Saturday, April 24, 2010

So I've been trying to figure out what it is that lights a fire under my ass. Trying to figure out what my passions are, and maybe that will lead into some kind of motivation to kick start something. At the very least I just want to figure out just what is is I want.

Marilyn went on a great semi-rant the other day in the break room. She loves working with and educating people, mostly in a one on one setting. So that's what she does. She volunteers at 2 schools, at an adult education centre and will be going to school starting this summer to make it a career. She want to teach ESL. A fifty year old mother of 3 is more ambitious than I am. In my defense, she has a very outgoing and take no shit attitude, and when she puts her mind to something, she makes it happen.

I thought maybe I should try that.

Turns out my shortlist is just that.

I read. And read. And read some more. I love to do it. Exploring new worlds (especially in a fantasy setting) appeals to me. Which probably leads into my huge desire to do some travelling. Even though I've barely done anything I know I want to get out and around, cross an ocean or two.

I do like to write. The funny thing is that I prefer updating a blog more than I do the short stories I put together and send off. The blog is fun and raw and unedited. The short stories and the storyboarding and research and stuff is a lot of work. And some days it feels like work. And I don't know how I feel about that. I can't even show the sort stories to people I like, and that's not a good sign. So I don't know how I feel about writing. I'll never stop blogging, lord knows I've tried.

I like learning stuff. So it was probably a good thing to apply to the UofG.

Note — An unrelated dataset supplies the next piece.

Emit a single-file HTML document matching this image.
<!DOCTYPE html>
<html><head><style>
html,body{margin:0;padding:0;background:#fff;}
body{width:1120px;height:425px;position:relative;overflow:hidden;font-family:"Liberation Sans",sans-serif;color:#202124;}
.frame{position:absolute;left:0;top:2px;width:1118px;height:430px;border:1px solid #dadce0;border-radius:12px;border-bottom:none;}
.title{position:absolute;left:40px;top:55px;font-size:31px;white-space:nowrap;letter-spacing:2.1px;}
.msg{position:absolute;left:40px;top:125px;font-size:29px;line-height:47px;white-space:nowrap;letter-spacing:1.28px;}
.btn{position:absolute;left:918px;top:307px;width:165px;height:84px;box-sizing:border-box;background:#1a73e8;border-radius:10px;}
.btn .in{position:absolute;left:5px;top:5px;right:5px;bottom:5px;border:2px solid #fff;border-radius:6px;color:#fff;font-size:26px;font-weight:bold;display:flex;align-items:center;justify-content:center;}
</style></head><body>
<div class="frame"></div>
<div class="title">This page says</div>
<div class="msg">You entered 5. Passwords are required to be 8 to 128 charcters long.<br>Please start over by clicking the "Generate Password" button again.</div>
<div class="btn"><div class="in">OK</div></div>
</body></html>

Listening to music is what gets me through my day. Period. Without music I'd be on Springer getting beat up by a redneck pimp wearing only a tie while a disease ridden hooker goes off the hook cause I didn't cross the street when she is clearly the queen of the universe. Playing music and leaning music isn't going so great. But I'm not ready to give up on it quite yet. I know people who could just sit and play a piano or a guitar for hours and hours on end. That's not me. Not yet anyways.

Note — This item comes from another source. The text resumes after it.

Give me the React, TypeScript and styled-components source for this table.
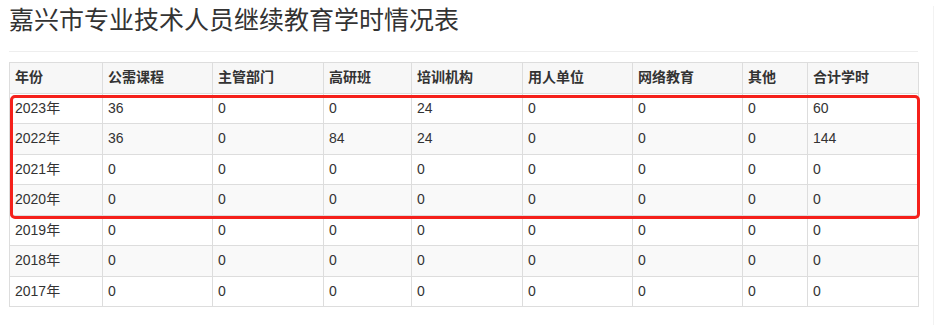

I like the gym. But that mostly out of boredom and an attempt to get me to sleep properly at night. I have bee toying with the idea of taking group fitness training or something. But first I have to not be a tubby geek. Which I'm working on.

So books, learning, music, travel, maybe writing, and the gym. Now make it work for me.

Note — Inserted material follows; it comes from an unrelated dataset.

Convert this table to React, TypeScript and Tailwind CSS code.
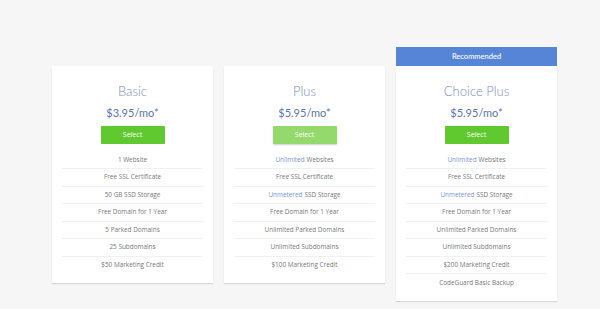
import React from 'react';

type Feature = { hl?: string; text: string };

interface Plan {
  name: string;
  price: string;
  features: Feature[];
  soft?: boolean;
  recommended?: boolean;
}

const plans: Plan[] = [
  {
    name: 'Basic',
    price: '$3.95/mo*',
    features: [
      { text: '1 Website' },
      { text: 'Free SSL Certificate' },
      { text: '50 GB SSD Storage' },
      { text: 'Free Domain for 1 Year' },
      { text: '5 Parked Domains' },
      { text: '25 Subdomains' },
      { text: '$50 Marketing Credit' },
    ],
  },
  {
    name: 'Plus',
    price: '$5.95/mo*',
    soft: true,
    features: [
      { hl: 'Unlimited', text: 'Websites' },
      { text: 'Free SSL Certificate' },
      { hl: 'Unmetered', text: 'SSD Storage' },
      { text: 'Free Domain for 1 Year' },
      { text: 'Unlimited Parked Domains' },
      { text: 'Unlimited Subdomains' },
      { text: '$100 Marketing Credit' },
    ],
  },
  {
    name: 'Choice Plus',
    price: '$5.95/mo*',
    recommended: true,
    features: [
      { hl: 'Unlimited', text: 'Websites' },
      { text: 'Free SSL Certificate' },
      { hl: 'Unmetered', text: 'SSD Storage' },
      { text: 'Free Domain for 1 Year' },
      { text: 'Unlimited Parked Domains' },
      { text: 'Unlimited Subdomains' },
      { text: '$200 Marketing Credit' },
      { text: 'CodeGuard Basic Backup' },
    ],
  },
];

const PlanCard: React.FC<{ plan: Plan }> = ({ plan }) => (
  <div className={`w-[161px] ${plan.recommended ? '' : 'mt-[19px]'}`}>
    {plan.recommended && (
      <div className="h-[19px] bg-[#5684d6] flex items-center justify-center text-white text-[7.5px] font-['Lato',sans-serif] font-medium">
        Recommended
      </div>
    )}
    <div className="bg-white shadow-[0_1px_1px_rgba(0,0,0,0.12)] pt-[17px] pb-[9px] flex flex-col items-center">
      <h3 className="font-['Lato',sans-serif] font-light text-[13px] leading-[16px] text-[#7a8cc0]">{plan.name}</h3>
      <div className="mt-[7px] font-['Lato',sans-serif] text-[11px] leading-[14px] text-[#5a73b2]">{plan.price}</div>
      <button
        className={`mt-[6px] w-[64px] h-[18px] rounded-[1px] text-white text-[7px] font-['Open_Sans',sans-serif] ${
          plan.soft ? 'bg-[#93d96c] shadow-[0_1px_2px_rgba(0,0,0,0.2)]' : 'bg-[#5fc92f]'
        }`}
      >
        Select
      </button>
      <ul className="mt-[7.5px] w-full px-[10px]">
        {plan.features.map((f, i) => (
          <li
            key={i}
            className={`h-[17.5px] flex items-center justify-center gap-[2px] font-['Open_Sans',sans-serif] text-[6.4px] text-[#777] ${
              i < plan.features.length - 1 ? 'border-b border-[#f0f0f0]' : ''
            }`}
          >
            {f.hl && <span className="text-[#7b93d4]">{f.hl}</span>}
            <span>{f.text}</span>
          </li>
        ))}
      </ul>
    </div>
  </div>
);

export default function App() {
  return (
    <div className="min-h-screen bg-[#f6f6f6] pt-[47px] pl-[52px]">
      <div className="flex items-start gap-[11px]">
        {plans.map((p) => (
          <PlanCard key={p.name} plan={p} />
        ))}
      </div>
    </div>
  );
}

That's as far as I am at the moment with this.

I hate that whenever work seems to actually be a decent place, something happens to fuck me right over. I don't fucking care anymore. I love the staff but I can't keep doing this bullshit anymore. Fuck you work, even if I get into university I'm getting the fuck outta there. Goddamn it all I wish that Indigo would have worked out for me. But there's a lot of stuff I can wish for if that's what we're doing. I hate that I refuse to work a call centre or in a kitchen. But I will not do either of those things.

Urgh, this little blurb might have had more power if I hadn't said it a bazillion fucking times before. The trick is to actually do something about it this time.

Oh and go see Kick-Ass. Easily the most awesome movie I've seen since Sherlock Holmes.

Yay summer movie season. I'm going to go see The Losers on Tuesday. I'm happy I have regular company for cheap nights in Cambridge again. Even if there's no chance of getting action with said company. But hey, can't have everything :)

That's me. I need a sarcasm sign. And a fire lit under my ass. And probably new underwear if I'm going to be lighting my ass on fire.